Le SRADDET étant réalisé en collaboration et en « co-construction », il peut recevoir des contributions d’acteurs publics ou privés. En juin dernier, l’association TaCa a fait partie de ces contributions. Son objectif : inverser la manière, très globale et avec des objectifs territoriaux, de penser l’objectif climat, pour se recentrer d’avantage sur le rôle du consommateur. Autrement dit : transformer la réflexion globale en responsabilité individuelle. Le projet européen Hope a évalué, à la suite de la COP21, des ménages de la région aixoise pour connaître leur empreinte carbone. Dans le rapport régional de l’Ademe, il est précisé que la moyenne par habitant des GES pour la Nouvelle-Aquitaine est supérieure à la moyenne nationale et que « les émissions directes des ménages (résidentiel et déplacement de personnes) couvrent un tiers du total des émissions de GES » (37% pour le seul secteur des transports). Jean Sireyjo, membre de l’association TaCa, justifie le mode de pensée soulevé dans la contribution qui prône « une intensification de la comptabilisation à la consommation en pondérant ces données par le poids carbone estimé de chaque bien de consommation ».

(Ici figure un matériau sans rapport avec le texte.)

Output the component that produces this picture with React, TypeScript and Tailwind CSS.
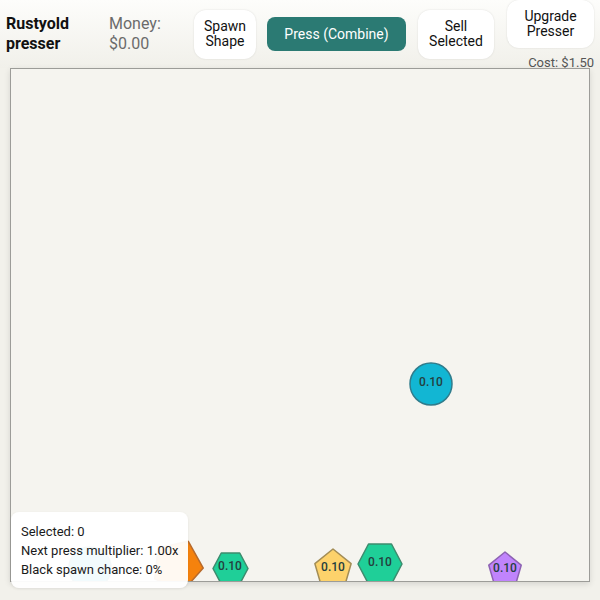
import React from "react";

type Shape = {
  kind: "circle" | "hex" | "pent";
  x: number; // centre, page coords
  y: number;
  w: number;
  h: number;
  fill: string;
  stroke: string;
  rot?: number;
  label?: boolean;
};

// canvas inner origin on the page
const OX = 11;
const OY = 69;

const shapes: Shape[] = [
  { kind: "circle", x: 90, y: 568, w: 44, h: 44, fill: "#12b6d3", stroke: "#2f7c8c", label: false },
  { kind: "pent", x: 178, y: 564, w: 54, h: 52, fill: "#f5820d", stroke: "#b76a2c", rot: 24, label: false },
  { kind: "hex", x: 230, y: 568, w: 37, h: 33, fill: "#1fcf98", stroke: "#3d8c6e" },
  { kind: "pent", x: 333, y: 569, w: 40, h: 42, fill: "#fdd26b", stroke: "#a38d55" },
  { kind: "hex", x: 380, y: 564, w: 46, h: 42, fill: "#1fcf98", stroke: "#3d8c6e" },
  { kind: "pent", x: 505, y: 570, w: 36, h: 38, fill: "#c084fc", stroke: "#8d62b3" },
  { kind: "circle", x: 431, y: 384, w: 44, h: 44, fill: "#12b6d3", stroke: "#2f7c8c" },
];

function outline(kind: Shape["kind"], w: number, h: number) {
  if (kind === "hex") {
    const q = w * 0.25;
    return `${q},1 ${w - q},1 ${w - 1},${h / 2} ${w - q},${h - 1} ${q},${h - 1} 1,${h / 2}`;
  }
  // pentagon, point up
  const pts: string[] = [];
  for (let i = 0; i < 5; i++) {
    const a = -Math.PI / 2 + (i * 2 * Math.PI) / 5;
    const px = w / 2 + (w / 2 - 1) * Math.cos(a);
    const py = h * 0.53 + (h * 0.53 - 1) * Math.sin(a);
    pts.push(`${px.toFixed(1)},${py.toFixed(1)}`);
  }
  return pts.join(" ");
}

function Piece({ s }: { s: Shape }) {
  return (
    <div
      className="absolute flex items-center justify-center"
      style={{ left: s.x - s.w / 2 - OX, top: s.y - s.h / 2 - OY, width: s.w, height: s.h }}
    >
      <svg
        width={s.w}
        height={s.h}
        className="absolute inset-0"
        style={{ transform: s.rot ? `rotate(${s.rot}deg)` : undefined }}
      >
        {s.kind === "circle" ? (
          <circle cx={s.w / 2} cy={s.h / 2} r={s.w / 2 - 1} fill={s.fill} stroke={s.stroke} strokeWidth={1.5} />
        ) : (
          <polygon points={outline(s.kind, s.w, s.h)} fill={s.fill} stroke={s.stroke} strokeWidth={1.5} strokeLinejoin="round" />
        )}
      </svg>
      {s.label !== false && (
        <span className="relative -translate-y-[2px] text-[12px] font-medium text-[#24403e]">0.10</span>
      )}
    </div>
  );
}

export default function App() {
  return (
    <div className="relative h-[600px] w-[600px] overflow-hidden bg-[#f2f1eb] font-['Roboto','Liberation_Sans',sans-serif]">
      {/* top bar */}
      <div className="flex h-[68px] items-center bg-gradient-to-b from-[#fdfdfb] to-[#f1f0ea] pl-[6px]">
        <div className="w-[80px] text-[16px] font-bold leading-[20px] text-[#111]">Rustyold presser</div>
        <div className="ml-[23px] w-[62px] text-[16px] leading-[20px] text-[#6b6b6b]">Money: $0.00</div>
        <button className="ml-[23px] h-[49px] w-[62px] rounded-xl bg-white text-[14px] leading-[15px] text-[#111] shadow-[0_0_2px_rgba(0,0,0,0.12)]">
          Spawn Shape
        </button>
        <button className="ml-[11px] h-[34px] w-[139px] rounded-lg bg-[#2b7a73] text-[14px] text-white">
          Press (Combine)
        </button>
        <button className="ml-[12px] h-[49px] w-[76px] rounded-xl bg-white text-[14px] leading-[15px] text-[#111] shadow-[0_0_2px_rgba(0,0,0,0.12)]">
          Sell Selected
        </button>
        <div className="ml-[12px] flex h-[70px] w-[88px] flex-col items-end self-start">
          <button className="h-[48px] w-[87px] rounded-xl bg-white text-[14px] leading-[15px] text-[#111] shadow-[0_0_2px_rgba(0,0,0,0.12)]">
            Upgrade Presser
          </button>
          <span className="mt-[8px] text-[13px] leading-[14px] text-[#555]">Cost: $1.50</span>
        </div>
      </div>

      {/* play field */}
      <div className="relative mx-[10px] h-[514px] overflow-hidden border border-[#9c9c98] bg-[#f5f4ef] shadow-[0_2px_6px_rgba(0,0,0,0.12)]">
        {shapes.map((s, i) => (
          <Piece key={i} s={s} />
        ))}
      </div>

      {/* stats */}
      <div className="absolute left-[11px] top-[512px] flex h-[76px] w-[177px] flex-col justify-center gap-[2px] rounded-lg bg-white/95 pl-[10px] text-[13px] leading-[17px] text-[#1a1a1a] shadow-[0_1px_3px_rgba(0,0,0,0.08)]">
        <div>Selected: 0</div>
        <div>Next press multiplier: 1.00x</div>
        <div>Black spawn chance: 0%</div>
      </div>
    </div>
  );
}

Ainsi, pour Jean Sireyjol, « il y a un écart incroyable entre l’objectif du dernier SRADDET et cette consultation alors qu’on ne nous a jamais dit qu’on était à ce point en dehors des clous. Visiblement, la Région utilise une politique pas adaptée au problème puisque l’écart entre les objectifs et ce qu’elle est en train de faire est incroyable. Il y a un aspect technique à prendre en compte sur la comptabilisation des EGS dans le monde, qui est actuellement territoriale : on compte les EGS dans l’endroit où elles sont produites. On achète des voitures qui viennent de Chine, mais l’énergie et les émissions rejetées sont comptabilisées en Chine. L’approcche consommateur, ça mettrait ce dernier au centre du choix puisque c’est lui qui va prendre en charge toutes les EGS nécessaires pour la voiture qu’il a choisi d’acheter. La seule justice possible, c’est que chacun aie droit à la même part. C’est par le portefeuille qu’on peut faire changer le comportement des consommateurs, il faut que les politiques aient le courage de le dire », commente ce dernier. Son avis n’est évidemment pas exhaustif puisqu’il fait partie des 106 propositions déposées sur la plateforme de concertation régionale. Avant l’adoption du SRADDET dans sa version définitive, prévue pour la fin de l’année 2019, la Nouvelle-Aquitaine continue de proposer de nouveaux dispositifs à poser à côté de ceux déjà existants : lors de sa prochaine session plénière sera lancé un programme régional d’efficacité énergétique, un service public dont le comité de pilotage sera formé dans le but de « lancer de nouveaux dispositifs opérationnels », et elle travaille actuellement sur un schéma régional de raccordement des énergies renouvelables. L’enquête publique du SRADDET (et l’ouverture jusqu’au 15 décembre des contributions numériques) auront la lourde charge de permettre de récolter des propositions plus concrètes que ces grandes orientations, définies dans chaque domaine (par exemple, celui des transports) avec les acteurs publics et privés ayant participé aux débats. Cela semble en tout cas essentiel au vu des ambitions affichées… En attendant, le « climat citoyen » cherche ses adeptes : une troisième marche pour le climat devrait avoir lieu à Bordeaux le 8 décembre prochain… si le jaune ne s’impose pas sur le vert.